Siamo così giunti, senza neanche accorgercene, al tema della bellezza. Se è vero che compito dell’arte è lasciare intravedere l’invisibile, la stessa cosa si può dire della fede; per questo motivo ogni forma d’arte diventa essenziale per il cammino di chi è in ricerca e non si accontenta del visibile. Il 21 novembre 2009, incontrando nella Cappella Sistina gli artisti provenienti da tutti il mondo, Papa Benedetto ebbe a dire: «Voi sapete bene, cari artisti, che l’esperienza del bello, del bello autentico, non effimero né superficiale, non è qualcosa di accessorio o di secondario nella ricerca del senso e della felicità, perché tale esperienza non allontana dalla realtà, ma, al contrario, porta ad un confronto serrato con il vissuto quotidiano, per liberarlo dall’oscurità e trasfigurarlo, per renderlo luminoso, bello. Una funzione essenziale della vera bellezza, infatti, già evidenziata da Platone, consiste nel comunicare all’uomo una salutare “scossa”, che lo fa uscire da se stesso, lo strappa alla rassegnazione, all’accomodamento del quotidiano, lo fa anche soffrire, come un dardo che lo ferisce, ma proprio in questo modo lo “risveglia” aprendogli nuovamente gli occhi del cuore e della mente, mettendogli le ali, sospingendolo verso l’alto. L’espressione di Dostoevskij che sto per citare è senz’altro ardita e paradossale, ma invita a riflettere: “L’umanità può vivere – egli dice – senza la scienza, può vivere senza pane, ma soltanto senza la bellezza non potrebbe più vivere, perché non ci sarebbe più nulla da fare al mondo. Tutto il segreto è qui, tutta la storia è qui”».

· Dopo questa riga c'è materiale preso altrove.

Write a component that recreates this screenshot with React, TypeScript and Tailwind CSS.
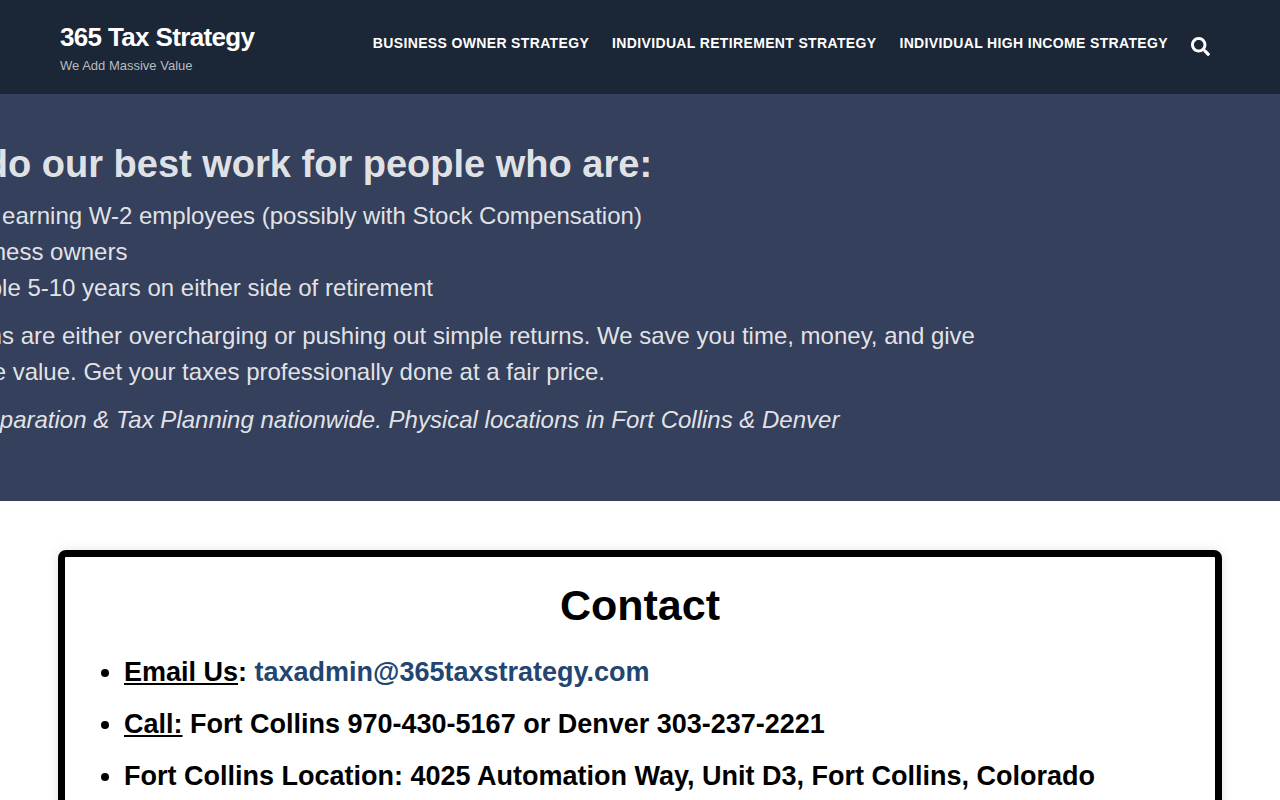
import { FaSearch } from "react-icons/fa";

const navLinks = [
  { label: "Business Owner Strategy", href: "#business-owner" },
  { label: "Individual Retirement Strategy", href: "#retirement" },
  { label: "Individual High Income Strategy", href: "#high-income" },
];

const clients = [
  "High earning W-2 employees (possibly with Stock Compensation)",
  "Business owners",
  "People 5-10 years on either side of retirement",
];

const Header = () => {
  return (
    <header className="bg-[#1b2636]">
      <div className="mx-auto flex max-w-[1160px] items-start justify-between pt-5 pb-4">
        <div>
          <a href="#home" className="block text-[26px] leading-[34px] font-bold tracking-tight text-white">
            365 Tax Strategy
          </a>
          <p className="text-[13px] leading-6 text-[#b9bcc0]">We Add Massive Value</p>
        </div>
        <nav className="flex items-start gap-[23px] pt-3 pr-[10px]">
          {navLinks.map((link) => (
            <a
              key={link.href}
              href={link.href}
              className="text-sm leading-[22px] font-bold tracking-wide text-white uppercase"
            >
              {link.label}
            </a>
          ))}
          <button type="button" aria-label="Search" className="mt-[5px] text-[19px] text-white">
            <FaSearch />
          </button>
        </nav>
      </div>
    </header>
  );
};

// The slide sits partly off the left edge while the slider moves
const Hero = () => {
  return (
    <section className="overflow-hidden bg-[#35405c] pt-12 pb-[63px]">
      <div className="mx-auto max-w-[1140px] -translate-x-[152px] text-2xl leading-9 text-white/87">
        <h2 className="mb-3 text-[38px] leading-11 font-bold">We do our best work for people who are:</h2>
        <ul className="mb-3 list-disc pl-7">
          {clients.map((item) => (
            <li key={item}>{item}</li>
          ))}
        </ul>
        <p className="mb-3">
          Tax firms are either overcharging or pushing out simple returns. We save you time, money, and give
          massive value. Get your taxes professionally done at a fair price.
        </p>
        <p>
          <em>Tax Preparation &amp; Tax Planning nationwide. Physical locations in Fort Collins &amp; Denver</em>
        </p>
      </div>
    </section>
  );
};

const Contact = () => {
  return (
    <section className="mx-auto mt-[49px] max-w-[1164px] rounded-lg border-[7px] border-black bg-white pt-5 pr-5 pb-10 pl-[59px] shadow-[0_0_12px_rgba(0,0,0,0.1)]">
      <h2 className="mb-[18px] -ml-[39px] text-center text-[43px] leading-14 font-bold">Contact</h2>
      <ul className="list-disc space-y-[10px] text-[27px] leading-[42px] font-bold">
        <li>
          <u>Email Us</u>:{" "}
          <a href="mailto:taxadmin@365taxstrategy.com" className="text-[#23456f]">
            taxadmin@365taxstrategy.com
          </a>
        </li>
        <li>
          <u>Call:</u> Fort Collins 970-430-5167 or Denver 303-237-2221
        </li>
        <li>Fort Collins Location: 4025 Automation Way, Unit D3, Fort Collins, Colorado</li>
      </ul>
    </section>
  );
};

const App = () => {
  return (
    <div className="max-h-screen overflow-hidden bg-white font-['Liberation_Sans',Arial,sans-serif] text-black">
      <Header />
      <main>
        <Hero />
        <Contact />
      </main>
    </div>
  );
};

export default App;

Parole che non hanno bisogno di alcun commento, ma che, in tempi in cui si crede erroneamente che la cultura e il culto del bello debbano essere un esclusivo diritto dei ricchi, risvegliano la coscienza a inseguire le tracce di quella bellezza diffusa intorno a noi e a riappropriarci, a livello personale e istituzionale, di quanto ci appartiene; a cominciare da quelle bellezze nascoste e disseminate in tutta Italia, di cui parla Michele Ainis (cfr. introduzione al libro di V. Sgarbi, Il tesoro d’Italia. La lunga avventura dell’arte).

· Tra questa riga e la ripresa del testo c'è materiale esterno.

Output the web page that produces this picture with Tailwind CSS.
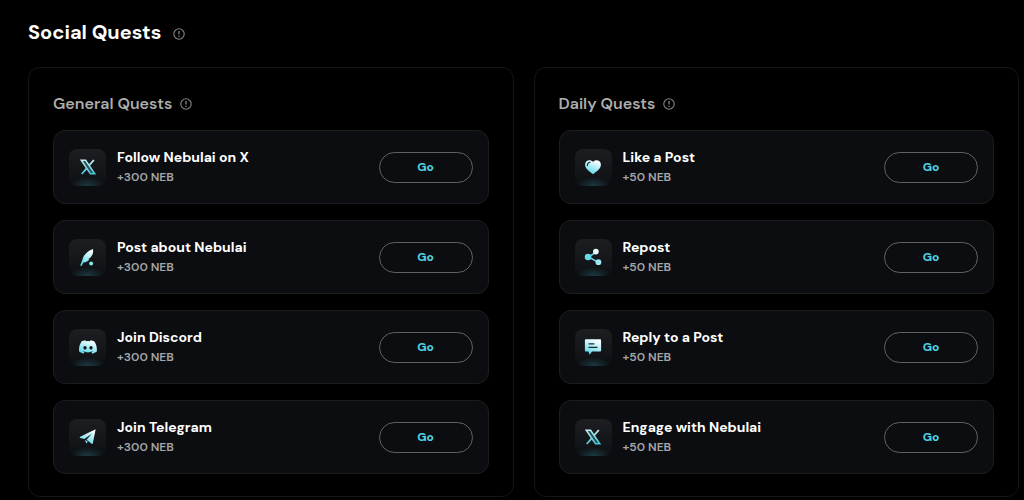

L’arte, la musica (Ratzinger ama suonare il pianoforte e ascoltare la musica di Mozart), la letteratura (quante volte egli ha citato i versi di Dante nei suoi discorsi e perfino nelle encicliche, senza dimenticare i grandi romanzi russi) aiutano l’uomo a comprendere se stesso e a non rinchiudersi nello stretto ed angusto spazio delle sue idee e dei suoi giorni. La bellezza spinge a guardare oltre l’orizzonte visibile e insegna all’uomo a non vivere di solo pane, di sola materia.